Come vedete la questione è complessa e lo è perché c’è, da sempre, grande confusione e ambiguità nell’uso dei termini. Una cosa è la realizzazione/illuminazione/buddhità/natura autentica, un’altra l’esperienza del Ciò-che-È/buddhità/natura autentica.
→ La realizzazione/illuminazione, la condizione di Buddha, l’essere natura autentica è uno stato definitivo d’essere sancito dalla strutturazione del corpo akasico e non ha a che fare con la disposizione contemplativa.

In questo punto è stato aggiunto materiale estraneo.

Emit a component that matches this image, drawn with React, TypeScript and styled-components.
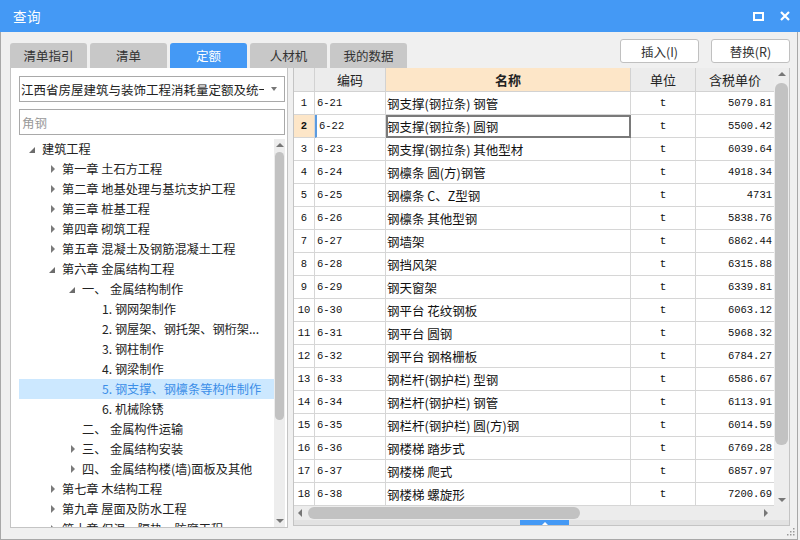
import styled, { createGlobalStyle } from 'styled-components';

const GlobalStyle = createGlobalStyle`
  html, body {
    margin: 0;
    padding: 0;
    background: #ffffff;
  }
  body {
    font-family: "Noto Sans CJK SC", "Noto Sans", sans-serif;
  }
`;

const BLUE = '#4499f5';
const COLS = '21px 71px 245px 65px 79px';

interface TreeNode {
    level: number;
    arrow?: 'open' | 'closed';
    prefix?: string;
    text: string;
    selected?: boolean;
}

const tree: TreeNode[] = [
    { level: 0, arrow: 'open', text: '建筑工程' },
    { level: 1, arrow: 'closed', text: '第一章 土石方工程' },
    { level: 1, arrow: 'closed', text: '第二章 地基处理与基坑支护工程' },
    { level: 1, arrow: 'closed', text: '第三章 桩基工程' },
    { level: 1, arrow: 'closed', text: '第四章 砌筑工程' },
    { level: 1, arrow: 'closed', text: '第五章 混凝土及钢筋混凝土工程' },
    { level: 1, arrow: 'open', text: '第六章 金属结构工程' },
    { level: 2, arrow: 'open', prefix: '一、', text: '金属结构制作' },
    { level: 3, text: '1. 钢网架制作' },
    { level: 3, text: '2. 钢屋架、钢托架、钢桁架...' },
    { level: 3, text: '3. 钢柱制作' },
    { level: 3, text: '4. 钢梁制作' },
    { level: 3, text: '5. 钢支撑、钢檩条等构件制作', selected: true },
    { level: 3, text: '6. 机械除锈' },
    { level: 2, prefix: '二、', text: '金属构件运输' },
    { level: 2, arrow: 'closed', prefix: '三、', text: '金属结构安装' },
    { level: 2, arrow: 'closed', prefix: '四、', text: '金属结构楼(墙)面板及其他' },
    { level: 1, arrow: 'closed', text: '第七章 木结构工程' },
    { level: 1, arrow: 'closed', text: '第九章 屋面及防水工程' },
    { level: 1, arrow: 'closed', text: '第十章 保温、隔热、防腐工程' },
];

const rows: [string, string, string][] = [
    ['6-21', '钢支撑(钢拉条) 钢管', '5079.81'],
    ['6-22', '钢支撑(钢拉条) 圆钢', '5500.42'],
    ['6-23', '钢支撑(钢拉条) 其他型材', '6039.64'],
    ['6-24', '钢檩条 圆(方)钢管', '4918.34'],
    ['6-25', '钢檩条 C、Z型钢', '4731'],
    ['6-26', '钢檩条 其他型钢', '5838.76'],
    ['6-27', '钢墙架', '6862.44'],
    ['6-28', '钢挡风架', '6315.88'],
    ['6-29', '钢天窗架', '6339.81'],
    ['6-30', '钢平台 花纹钢板', '6063.12'],
    ['6-31', '钢平台 圆钢', '5968.32'],
    ['6-32', '钢平台 钢格栅板', '6784.27'],
    ['6-33', '钢栏杆(钢护栏) 型钢', '6586.67'],
    ['6-34', '钢栏杆(钢护栏) 钢管', '6113.91'],
    ['6-35', '钢栏杆(钢护栏) 圆(方)钢', '6014.59'],
    ['6-36', '钢楼梯 踏步式', '6769.28'],
    ['6-37', '钢楼梯 爬式', '6857.97'],
    ['6-38', '钢楼梯 螺旋形', '7200.69'],
];

const tabs = ['清单指引', '清单', '定额', '人材机', '我的数据'];

export default function App() {
    return (
        <>
            <GlobalStyle />
            <Window>
                <TitleBar>
                    <Title>查询</Title>
                    <TitleIcons>
                        <svg width="11" height="9" viewBox="0 0 11 9">
                            <rect x="1" y="1" width="9" height="7" fill="none" stroke="#fff" strokeWidth="2" />
                        </svg>
                        <svg width="10" height="10" viewBox="0 0 10 10">
                            <path d="M1 1 L9 9 M9 1 L1 9" stroke="#fff" strokeWidth="2.2" />
                        </svg>
                    </TitleIcons>
                </TitleBar>
                <Body>
                    <TopRow>
                        <Tabs>
                            {tabs.map(t => (
                                <Tab key={t} $active={t === '定额'}>{t}</Tab>
                            ))}
                        </Tabs>
                        <Buttons>
                            <Button>插入(I)</Button>
                            <Button>替换(R)</Button>
                        </Buttons>
                    </TopRow>
                    <Main>
                        <LeftPanel>
                            <Select>
                                <SelectText>江西省房屋建筑与装饰工程消耗量定额及统一基价表</SelectText>
                                <SelectCaret />
                            </Select>
                            <Search placeholder="角钢" />
                            <TreeArea>
                                <TreeList>
                                    {tree.map((n, i) => (
                                        <TreeRow key={i} $level={n.level} $selected={!!n.selected}>
                                            <ArrowBox>
                                                {n.arrow === 'open' && <OpenArrow />}
                                                {n.arrow === 'closed' && <ClosedArrow />}
                                            </ArrowBox>
                                            {n.prefix && <Prefix>{n.prefix}</Prefix>}
                                            <span>{n.text}</span>
                                        </TreeRow>
                                    ))}
                                </TreeList>
                                <VScroll $width={11}>
                                    <UpArrow />
                                    <VThumb $top={13} $height={268} />
                                    <DownArrow />
                                </VScroll>
                            </TreeArea>
                        </LeftPanel>
                        <GridPanel>
                            <GridBody>
                                <Table>
                                    <HeaderRow>
                                        <HeadCell />
                                        <HeadCell>编码</HeadCell>
                                        <HeadCell $accent>名称</HeadCell>
                                        <HeadCell>单位</HeadCell>
                                        <HeadCell>含税单价</HeadCell>
                                    </HeaderRow>
                                    {rows.map((r, i) => {
                                        const current = i === 1;
                                        return (
                                            <Row key={r[0]}>
                                                <NumCell $current={current}>{i + 1}</NumCell>
                                                <CodeCell $current={current}>{r[0]}</CodeCell>
                                                <NameCell $focus={current}>{r[1]}</NameCell>
                                                <UnitCell>t</UnitCell>
                                                <PriceCell>{r[2]}</PriceCell>
                                            </Row>
                                        );
                                    })}
                                </Table>
                                <VScroll $width={15}>
                                    <UpArrow />
                                    <VThumb $top={15} $height={362} />
                                    <DownArrow />
                                </VScroll>
                            </GridBody>
                            <HScroll>
                                <LeftArrow />
                                <HThumb />
                                <RightArrow />
                            </HScroll>
                            <Splitter>
                                <SplitTab />
                            </Splitter>
                        </GridPanel>
                    </Main>
                    <Footer>
                        <Grip>
                            <svg width="8" height="8" viewBox="0 0 8 8">
                                {[[6, 0], [3, 3], [6, 3], [0, 6], [3, 6], [6, 6]].map(([x, y], k) => (
                                    <rect key={k} x={x} y={y} width="1.5" height="1.5" fill="#9a9a9a" />
                                ))}
                            </svg>
                        </Grip>
                    </Footer>
                </Body>
            </Window>
        </>
    );
}

const Window = styled.div`
    width: 800px;
    height: 540px;
    display: flex;
    flex-direction: column;
    background: #f0f0f0;
    overflow: hidden;
`

const TitleBar = styled.div`
    height: 32px;
    flex-shrink: 0;
    background: ${BLUE};
    display: flex;
    align-items: center;
    justify-content: space-between;
    padding: 0 10px 0 13px;
`

const Title = styled.span`
    color: #fff;
    font-size: 13.5px;
    letter-spacing: 0.5px;
`

const TitleIcons = styled.div`
    display: flex;
    align-items: center;
    gap: 16px;
`

const Body = styled.div`
    flex: 1;
    display: flex;
    flex-direction: column;
    border: 1px solid #a8a8a8;
    border-top: none;
    margin-right: 2px;
    padding: 0 7px 0 9px;
`

const TopRow = styled.div`
    height: 36px;
    display: flex;
    justify-content: space-between;
    align-items: flex-start;
`

const Tabs = styled.div`
    display: flex;
    gap: 3px;
    align-self: flex-end;
`

const Tab = styled.div<{ $active: boolean }>`
    width: 77px;
    height: 25px;
    display: flex;
    align-items: center;
    justify-content: center;
    border-radius: 3px 3px 0 0;
    background: ${p => (p.$active ? BLUE : '#c8c8c8')};
    color: ${p => (p.$active ? '#fff' : '#333')};
    font-size: 12.5px;
`

const Buttons = styled.div`
    display: flex;
    gap: 12px;
    padding-top: 7px;
`

const Button = styled.button`
    width: 79px;
    height: 24px;
    background: #fff;
    border: 1px solid #c0c0c0;
    border-radius: 3px;
    color: #333;
    font-family: "Noto Sans CJK SC", sans-serif;
    font-size: 12.5px;
    padding: 0;
`

const Main = styled.div`
    height: 460px;
    display: flex;
    gap: 5px;
`

const LeftPanel = styled.div`
    width: 278px;
    background: #fff;
    border: 1px solid #c4c4c4;
    border-top: none;
    padding: 8px 2px 0 8px;
    display: flex;
    flex-direction: column;
    gap: 7px;
    box-sizing: border-box;
`

const Select = styled.div`
    height: 26px;
    border: 1px solid #a9a9a9;
    box-sizing: border-box;
    display: flex;
    align-items: center;
    padding: 0 0 0 1px;
    flex-shrink: 0;
`

const SelectText = styled.span`
    flex: 1;
    white-space: nowrap;
    overflow: hidden;
    font-size: 12.5px;
    color: #222;
`

const SelectCaret = styled.span`
    width: 20px;
    display: flex;
    justify-content: center;
    &::after {
        content: '';
        border-left: 3px solid transparent;
        border-right: 3px solid transparent;
        border-top: 4px solid #777;
    }
`

const Search = styled.input`
    height: 26px;
    border: 1px solid #a9a9a9;
    box-sizing: border-box;
    padding: 0 2px;
    font-family: "Noto Sans CJK SC", sans-serif;
    font-size: 12.5px;
    outline: none;
    flex-shrink: 0;
    &::placeholder {
        color: #9a9a9a;
    }
`

const TreeArea = styled.div`
    flex: 1;
    display: flex;
    min-height: 0;
    margin-top: -3px;
`

const TreeList = styled.div`
    flex: 1;
    overflow: hidden;
    padding-top: 0;
`

const TreeRow = styled.div<{ $level: number; $selected: boolean }>`
    height: 20px;
    display: flex;
    align-items: center;
    padding-left: ${p => 3 + p.$level * 20}px;
    background: ${p => (p.$selected ? '#cce8ff' : 'transparent')};
    color: ${p => (p.$selected ? '#3b8ee8' : '#222')};
    font-size: 12.2px;
    white-space: nowrap;
`

const ArrowBox = styled.span`
    width: 20px;
    height: 20px;
    display: flex;
    align-items: center;
    justify-content: center;
    flex-shrink: 0;
`

const OpenArrow = styled.span`
    width: 0;
    height: 0;
    border-left: 6px solid transparent;
    border-bottom: 6px solid #6c6c6c;
    margin-top: 2px;
`

const ClosedArrow = styled.span`
    width: 0;
    height: 0;
    border-top: 4px solid transparent;
    border-bottom: 4px solid transparent;
    border-left: 4px solid #7a7a7a;
    margin-left: 2px;
`

const Prefix = styled.span`
    width: 28px;
    flex-shrink: 0;
`

const VScroll = styled.div<{ $width: number }>`
    width: ${p => p.$width}px;
    flex-shrink: 0;
    background: #ededed;
    position: relative;
`

const UpArrow = styled.span`
    position: absolute;
    top: 4px;
    left: 50%;
    transform: translateX(-50%);
    border-left: 4px solid transparent;
    border-right: 4px solid transparent;
    border-bottom: 4px solid #777;
`

const DownArrow = styled.span`
    position: absolute;
    bottom: 4px;
    left: 50%;
    transform: translateX(-50%);
    border-left: 4px solid transparent;
    border-right: 4px solid transparent;
    border-top: 4px solid #777;
`

const VThumb = styled.span<{ $top: number; $height: number }>`
    position: absolute;
    left: 1px;
    right: 1px;
    top: ${p => p.$top}px;
    height: ${p => p.$height}px;
    background: #c2c2c2;
    border-radius: 6px;
`

const GridPanel = styled.div`
    width: 497px;
    height: 458px;
    display: flex;
    flex-direction: column;
    border: 1px solid #c4c4c4;
    border-top: none;
    box-sizing: border-box;
    background: #ececec;
`

const GridBody = styled.div`
    display: flex;
    height: 438px;
    background: #fff;
`

const Table = styled.div`
    flex: 1;
    display: flex;
    flex-direction: column;
    overflow: hidden;
`

const HeaderRow = styled.div`
    display: grid;
    grid-template-columns: ${COLS};
    height: 24px;
`

const HeadCell = styled.div<{ $accent?: boolean }>`
    display: flex;
    align-items: center;
    justify-content: center;
    background: ${p => (p.$accent ? '#fde6c8' : '#ececec')};
    border-right: 1px solid #d2d2d2;
    border-bottom: 1px solid #d2d2d2;
    font-size: 13px;
    font-weight: ${p => (p.$accent ? 700 : 400)};
    color: #222;
`

const Row = styled.div`
    display: grid;
    grid-template-columns: ${COLS};
    height: 23px;
`

const Cell = styled.div`
    display: flex;
    align-items: center;
    border-right: 1px solid #d6d6d6;
    border-bottom: 1px solid #d6d6d6;
    box-sizing: border-box;
    color: #111;
    white-space: nowrap;
    overflow: hidden;
`

const NumCell = styled(Cell)<{ $current: boolean }>`
    justify-content: center;
    font-family: "Liberation Mono", monospace;
    font-size: 10.5px;
    font-weight: ${p => (p.$current ? 700 : 400)};
    background: ${p => (p.$current ? '#fde6c8' : '#fff')};
`

const CodeCell = styled(Cell)<{ $current: boolean }>`
    padding-left: 2px;
    font-family: "Liberation Mono", monospace;
    font-size: 10.5px;
    border-left: ${p => (p.$current ? `2px solid #5b9be0` : 'none')};
`

const NameCell = styled(Cell)<{ $focus: boolean }>`
    padding-left: 1px;
    font-size: 12.5px;
    ${p => (p.$focus ? 'outline: 2px solid #7a7a7a; outline-offset: -2px;' : '')}
`

const UnitCell = styled(Cell)`
    justify-content: center;
    font-family: "Liberation Mono", monospace;
    font-size: 11px;
`

const PriceCell = styled(Cell)`
    justify-content: flex-end;
    padding-right: 2px;
    font-family: "Liberation Mono", monospace;
    font-size: 10.5px;
`

const HScroll = styled.div`
    height: 14px;
    display: flex;
    align-items: center;
    padding: 0 6px 0 4px;
    margin-right: 15px;
    background: #ececec;
    gap: 6px;
`

const LeftArrow = styled.span`
    border-top: 4px solid transparent;
    border-bottom: 4px solid transparent;
    border-right: 4px solid #777;
`

const RightArrow = styled.span`
    margin-left: auto;
    border-top: 4px solid transparent;
    border-bottom: 4px solid transparent;
    border-left: 4px solid #777;
`

const HThumb = styled.span`
    width: 272px;
    height: 12px;
    background: #c2c2c2;
    border-radius: 6px;
`

const Splitter = styled.div`
    flex: 1;
    display: flex;
    justify-content: center;
    padding-left: 6px;
    background: #e2e2e2;
`

const SplitTab = styled.div`
    width: 49px;
    height: 5px;
    background: ${BLUE};
    display: flex;
    justify-content: center;
    &::after {
        content: '';
        margin-top: 1px;
        border-left: 3px solid transparent;
        border-right: 3px solid transparent;
        border-bottom: 3px solid #fff;
    }
`

const Footer = styled.div`
    flex: 1;
    display: flex;
    justify-content: flex-end;
    align-items: flex-end;
`

const Grip = styled.div`
    display: flex;
    padding: 0 0 3px;
    margin-right: -5px;
`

→ L’esperienza del Ciò-che-È, della buddhità, della natura autentica può avvenire anche in assenza di un corpo akasico strutturato in virtù della disposizione contemplativa.
L’individuo incarnato da un certo grado di evoluzione in poi (ma sicuramente anche con bassa evoluzione ma approfondire ci porterebbe lontani), ha certamente accesso a esperienze di Essere, esperienze che si compendiano nello sperimentare il Ciò-che-È: sono flash più o meno estesi sull’Essere diversamente nominati e interpretati, ma tutti parlano di quella condizione che apparterrà all’umano stabilmente quando il suo corpo akasico sarà adeguatamente strutturato.
La contemplazione, lo zazen e le altre pratiche, aprono la porta sull’Essere: essendo pratiche di apertura, affidamento, ascolto, disconnessione da sé permettono l’affluire di un sentire unitario: è l’unità accessibile a qualunque incarnato ma non è la liberazione dal saṃsāra.
La condizione di buddhità, Essere, non ha bisogno dello zazen, comunque è e si manifesta come vita incarnata sia quando il corpo akasico è strutturato sia quando non lo è: intenzioni, pensieri, affetti, azioni sono natura autentica-Essere visti con gli occhi del contemplante.
L’esperienza dello zazen è buddhità in atto, Essere in atto, esperienza del Ciò-che-È ma non è da confondere con lo stato di realizzazione.
Praticare zazen è avere la porta dell’Essere aperta ma non realizza l’Essere: solo l’esperienza di vita realizza l’Essere.
Zazen è un modo di sentire/stare, dare corpo alla consapevolezza unitaria ma non è un modo di crearla, sono strade molto differenti:
– zazen contempla;
– l’esperienza struttura il sentire.
Qui teminiamo il nostro lavoro sullo Zazenshin di Dogen.